Tobolowsky had appeared for several Groundhog Day celebrations before, but he said that his prolific and ongoing work in film and TV had kept him booked in early February ever since. But this year, he said, “I think it’s going to be all in the clear.” Tobolowsky plans to be in town for all four days, showing up for the Prognostication, the chili contest (which his wife will help judge), and other events including his own storytelling session at the Opera House, where he will share groundhog stories and a chapter from “My Adventures With God” (the autobiography of his own surprisingly eventful life, which includes being held hostage at a grocery store, being held hostage in a Buddhist temple in Thailand, and suffering a “fatal accident,” according to doctors, while horseback riding on an Icelandic volcano).
Tobolowsky said he hoped to eat at the Tip Top Bistro and the former ice cream shop near the Opera House, which gives a sense of just how much he’s missed out on – he was also unaware of the restored Woodstock Theater auditorium named in honor of director Harold Ramis, and of the nearby mural immortalizing his own face in a gigantic, somewhat terrifying portrait. Many film theorists would see Ned’s “nightmare fuel” impression on the mural as fitting – half the fun of Groundhog Day has come from waxing philosophical about its hidden, not-so-hidden, and dubiously real meanings, and Ned’s role as Phil’s archetypically-annoying tormentor has led some to interpret him as the Devil himself.
Responding to this, Tobolowsky said, “He’s certainly not the devil! Although I could see in the Shakespearean tradition, the devil character was always a delightful character that appeared early on in the plays, like in Richard III… many of these characters were considered ‘devil’ characters, and Ned is kind of the same way.” Instead of a tormentor, Tobolowsky sees Ned as an important “foil” to Bill Murray’s character – “before Bill meets Ned, Bill is the antagonist of the movie,” he said. “Bill is the jerk, he’s the guy that we don’t want to see succeed… his position in life has gone to his head. He assumes that I’m just another fan of his, but the lovely turn is, I don’t know him at all from TV, I know him from high school. And that becomes his nightmare, that you’re not famous with everybody and you can’t escape from who you are, and I think that’s what turns Phil into the protagonist of the movie.”
If most of the theories and film-student essays over the years on the “philosophy of Groundhog Day” have seemed like a stretch, Tobolowsky shared, then that’s the film’s secret – none of it was actually planned. Ramis, as many have described (including his daughter Violet in her recently-published memoirs), went into Groundhog Day intending to make it a pure “screwball comedy,” like previous Murray collaborations “Caddyshack” and “Meatballs.” Murray, however, came on as an all-too-real version of the pained, acerbic, desperate Phil of the final cut, likely due to relationship troubles that would lead to his divorce with his first wife Margaret Kelly in 1996. According to Violet Ramis-Stiel and others, Murray was the one who drove the film into a darker, more thoughtful mode, which in turn fueled Ramis and writer Danny Rubin to make it something of a Buddhist allegory for reincarnation and the battle against the ego. Tobolowsky said, “that approach to the script became a later part to it… it wasn’t so pronounced at the beginning, but through the script changes it reflected that more and more.”
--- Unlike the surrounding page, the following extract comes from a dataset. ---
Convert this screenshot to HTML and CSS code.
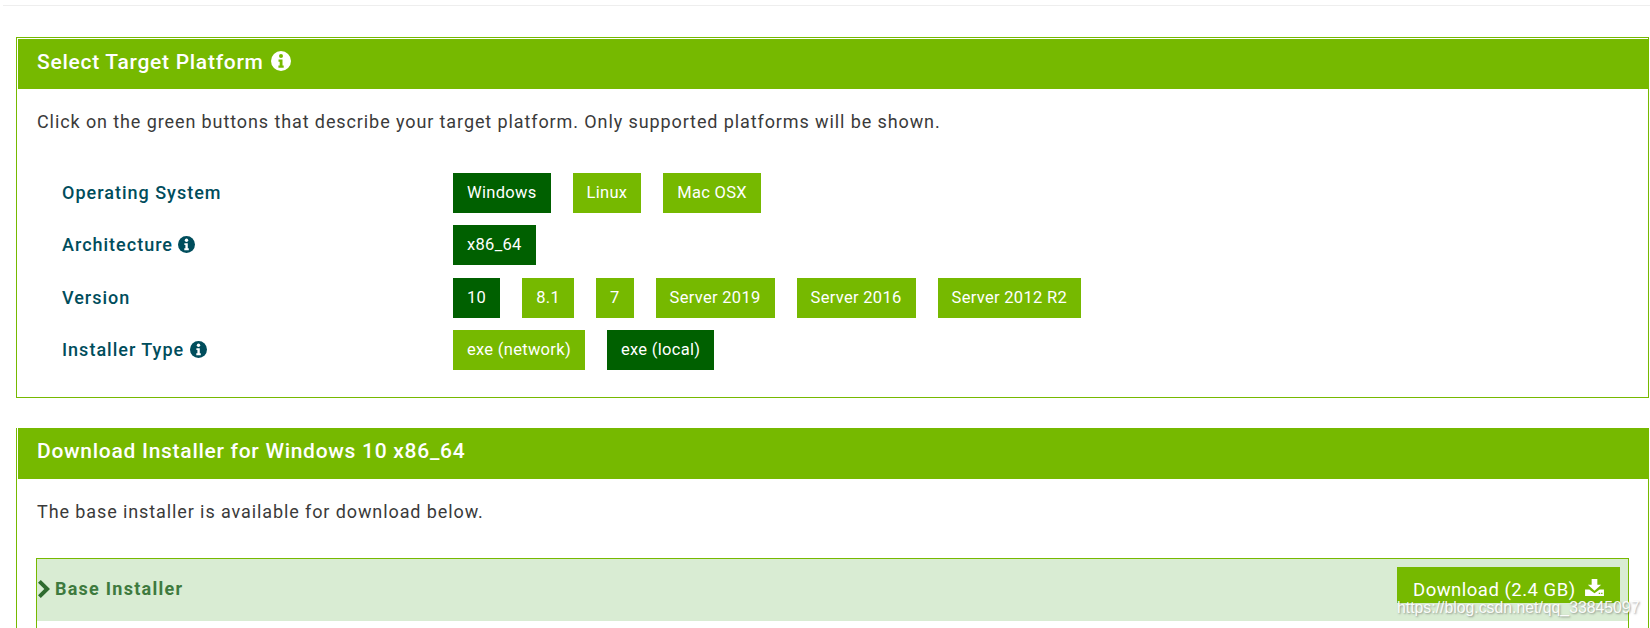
FILE: index.html
```html
<!DOCTYPE html>
<html lang="en">
<head>
  <meta charset="UTF-8" />
  <title>Download Installer</title>
  <link rel="stylesheet" href="styles.css">
</head>

<body>
  <hr class="top-rule">

  <section class="panel panel-target">
    <h2 class="panel-title">Select Target Platform
      <svg class="info" viewBox="0 0 20 20"><circle cx="10" cy="10" r="10" fill="currentColor"/><circle class="info-mark" cx="10" cy="5" r="2"/><path class="info-mark" d="M7.5 8.500h4v6h1.200v2.200H7.400v-2.200h1.300v-3.800H7.500z"/></svg>
    </h2>
    <p class="intro">Click on the green buttons that describe your target platform. Only supported platforms will be shown.</p>

    <div class="options">
      <div class="option-name">Operating System</div>
      <div class="option-buttons">
        <span class="btn selected">Windows</span>
        <span class="btn">Linux</span>
        <span class="btn">Mac OSX</span>
      </div>

      <div class="option-name">Architecture
        <svg class="info" viewBox="0 0 20 20"><circle cx="10" cy="10" r="10" fill="currentColor"/><circle class="info-mark" cx="10" cy="5" r="2"/><path class="info-mark" d="M7.5 8.500h4v6h1.200v2.200H7.400v-2.200h1.300v-3.800H7.500z"/></svg>
      </div>
      <div class="option-buttons">
        <span class="btn selected">x86_64</span>
      </div>

      <div class="option-name">Version</div>
      <div class="option-buttons">
        <span class="btn selected">10</span>
        <span class="btn">8.1</span>
        <span class="btn">7</span>
        <span class="btn">Server 2019</span>
        <span class="btn">Server 2016</span>
        <span class="btn">Server 2012 R2</span>
      </div>

      <div class="option-name">Installer Type
        <svg class="info" viewBox="0 0 20 20"><circle cx="10" cy="10" r="10" fill="currentColor"/><circle class="info-mark" cx="10" cy="5" r="2"/><path class="info-mark" d="M7.5 8.500h4v6h1.200v2.200H7.400v-2.200h1.300v-3.800H7.500z"/></svg>
      </div>
      <div class="option-buttons">
        <span class="btn">exe (network)</span>
        <span class="btn selected">exe (local)</span>
      </div>
    </div>
  </section>

  <section class="panel panel-download">
    <h2 class="panel-title">Download Installer for Windows 10 x86_64</h2>
    <p class="intro">The base installer is available for download below.</p>

    <div class="installer">
      <div class="installer-head">
        <div class="installer-name">
          <svg class="chevron" viewBox="0 0 12 18"><path d="M0 2.800 2.800 0 12 9l-9.200 9L0 15.200 6.300 9z"/></svg>
          Base Installer
        </div>
        <a class="download-btn">Download (2.4 GB)
          <svg class="download-icon" viewBox="0 0 20 18"><path d="M7 0h6v6h4l-7 6.500L3 6h4z"/><path fill-rule="evenodd" d="M0 11h4.500l5.500 4 5.500-4H20v7H0zM14.500 14.500h1.500V16h-1.500zM17 14.500h1.500V16H17z"/></svg>
        </a>
      </div>
    </div>
  </section>

  <div class="watermark">https://blog.csdn.net/qq_33845097</div>
</body>
</html>
```

FILE: styles.css
```css
body {
  margin: 0;
  padding: 5px 0 0 3px;
  height: 628px;
  box-sizing: border-box;
  font-family: Roboto, "Liberation Sans", sans-serif;
  background: #fff;
  color: #3a3a3a;
  position: relative;
  overflow: hidden;
}

.top-rule {
  margin: 0;
  border: none;
  height: 1px;
  background: #eee;
}

.panel {
  margin: 0 1px 0 13px;
  padding-left: 1px;
  border: 1px solid #76b900;
  box-sizing: border-box;
}

.panel-target {
  margin-top: 31px;
  height: 361px;
  padding-top: 1px;
}

.panel-download {
  margin-top: 30px;
  height: 200px;
  border-bottom: none;
  border-top: none;
}

.panel-title {
  margin: 0 -1px 0 0;
  height: 50px;
  line-height: 46px;
  padding-left: 19px;
  background: #76b900;
  color: #fff;
  font-size: 21px;
  font-weight: 500;
  letter-spacing: 0.72px;
}

.panel-download .panel-title {
  height: 51px;
  line-height: 47px;
}

.info {
  width: 20px;
  height: 20px;
  vertical-align: -2px;
  color: #fff;
  margin-left: 1px;
}

.panel-title .info-mark {
  fill: #76b900;
}

.intro {
  margin: 0;
  padding: 22px 0 0 19px;
  font-size: 18px;
  line-height: 22px;
  letter-spacing: 0.9px;
}

.options {
  display: grid;
  grid-template-columns: 391px 1fr;
  row-gap: 12.4px;
  margin: 40px 0 0 44px;
}

.option-name {
  color: #004d5c;
  font-size: 18px;
  font-weight: 500;
  letter-spacing: 1px;
  line-height: 40px;
}

.option-name .info {
  width: 17px;
  height: 17px;
  color: #004d5c;
  margin-left: 0;
}

.option-name .info-mark {
  fill: #fff;
}

.option-buttons {
  display: flex;
  gap: 22px;
}

.btn {
  display: block;
  height: 40px;
  line-height: 40px;
  padding: 0 14px;
  background: #76b900;
  color: #fff;
  font-size: 16.5px;
  letter-spacing: 0.3px;
}

.btn.selected {
  background: #006000;
}

.installer {
  margin: 35px 19px 0 18px;
  border: 1px solid #76b900;
  border-bottom: none;
  height: 70px;
  box-sizing: border-box;
}

.installer-head {
  display: flex;
  justify-content: space-between;
  height: 62px;
  background: #d9ecd3;
  padding: 8px 8px 0 1px;
  box-sizing: border-box;
}

.installer-name {
  display: flex;
  align-items: center;
  gap: 5px;
  height: 43px;
  color: #3e7a3e;
  font-size: 18px;
  font-weight: 700;
  letter-spacing: 1.25px;
}

.chevron {
  width: 12px;
  height: 18px;
  fill: #2f6b2f;
}

/* lower part of the button is covered by the stamp band in the screenshot */
.download-btn {
  display: block;
  height: 36px;
  line-height: 46px;
  width: 223px;
  box-sizing: border-box;
  padding-left: 16px;
  background: #76b900;
  color: #fff;
  font-size: 18.5px;
  letter-spacing: 0.5px;
}

.download-icon {
  width: 19px;
  height: 17px;
  fill: #fff;
  margin-left: 4px;
}

/* image host stamp lying over the button */
.watermark {
  position: absolute;
  left: 1397px;
  top: 598px;
  font-family: "Liberation Sans", sans-serif;
  font-size: 15.8px;
  line-height: 20px;
  color: rgba(255, 255, 255, 0.95);
  text-shadow: 1px 1px 2px rgba(80, 80, 80, 0.55);
}
```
The end result, to the delight of audiences worldwide, was an almost perfectly-balanced mix between the comedic and the serious, with an apparent spiritual message that has resonated from Rome to Jerusalem to Lhasa, Tibet. But sadly, the film had the opposite effect on its two driving creators – Murray still felt that Groundhog Day was too comedic, while Ramis, in a 2004 New Yorker article, considered Murray to be an actor throwing a tantrum. The two long-time friends didn’t speak to each other for 21 years, and when they finally did in 2014, it was when Ramis was on his deathbed. Tobolowsky, however, said that in the four weeks he was present over the three-month shoot, he “never saw any conflict between Bill and Harold. Bill was always very serious, he approached each scene very seriously and he would challenge Harold, but not in a snarky way… so I didn’t notice any of that tension.”
But if Murray has preferred to let his experience in Woodstock lie (except, if rumors are to be believed, for the occasional cold one at Liquid Blues), then Tobolowsky is just as much his opposite as he was in the movie. “I love the people and I love the fans,” Tobolowsky said. “The fans of the movie are the greatest, happiest, most lighthearted people, and it’s such a joy to be with people who love that movie as much as I loved being in that movie. So there’s just that spiritual thing about being in a community that’s so damn happy! I’m bringing my wife, and I’m taking every opportunity I can to fall in love with Woodstock again.”